Bitcoin Is Getting More Adoption As Feds Prints More Money! Max Keiser

3 years ago
51

Bitcoin Is Getting More Adoption As Feds Prints More Money! Max Keiser

In this video, Max Keiser and Stacy Herbert describe the convergence between the exponential rise in Bitcoin adoption, on one hand; and the exponential rise in the Fed intervention, negative interest rate, money printing, on the other hand, as parabolic. Here are some of the key points arising from the Keiser report.

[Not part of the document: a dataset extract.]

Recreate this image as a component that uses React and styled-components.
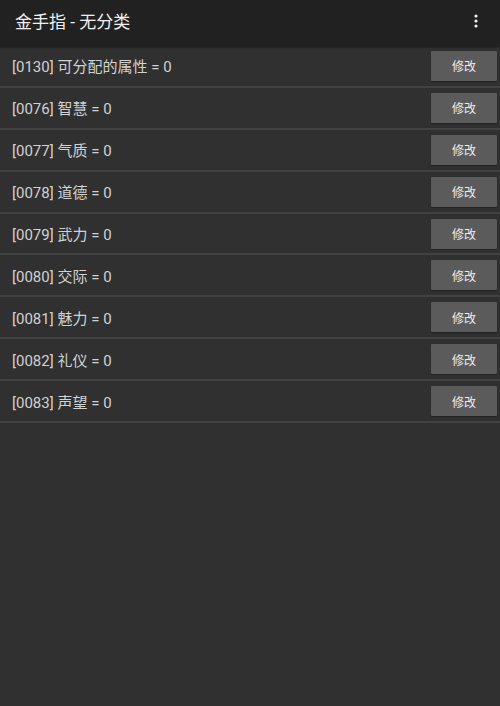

The persistent money printing across the world is leading to inflation, and it is becoming a big problem for central banks around the world. Japan was the first country to start printing money as an intervention. Only the Central Bank of Russia is proactively dealing with the issue as it has determined to raise interest rates.

Households, corporate equities, and mutual fund shares have expanded by $8.8 trillion in asset value between Q4 2019 and Q1 2021, the largest and fastest valuation in history, indicating an unprecedented rise in Fed's intervention.

We are at the inflection point where policymakers can't hide the fact anymore. Financial engineers on Wall Street used to print money and have it go around the labor market to raise the money supply and wages. But now, the bankers ignore the labor completely and let wages stagnate while they give the money to their Wall Street friends.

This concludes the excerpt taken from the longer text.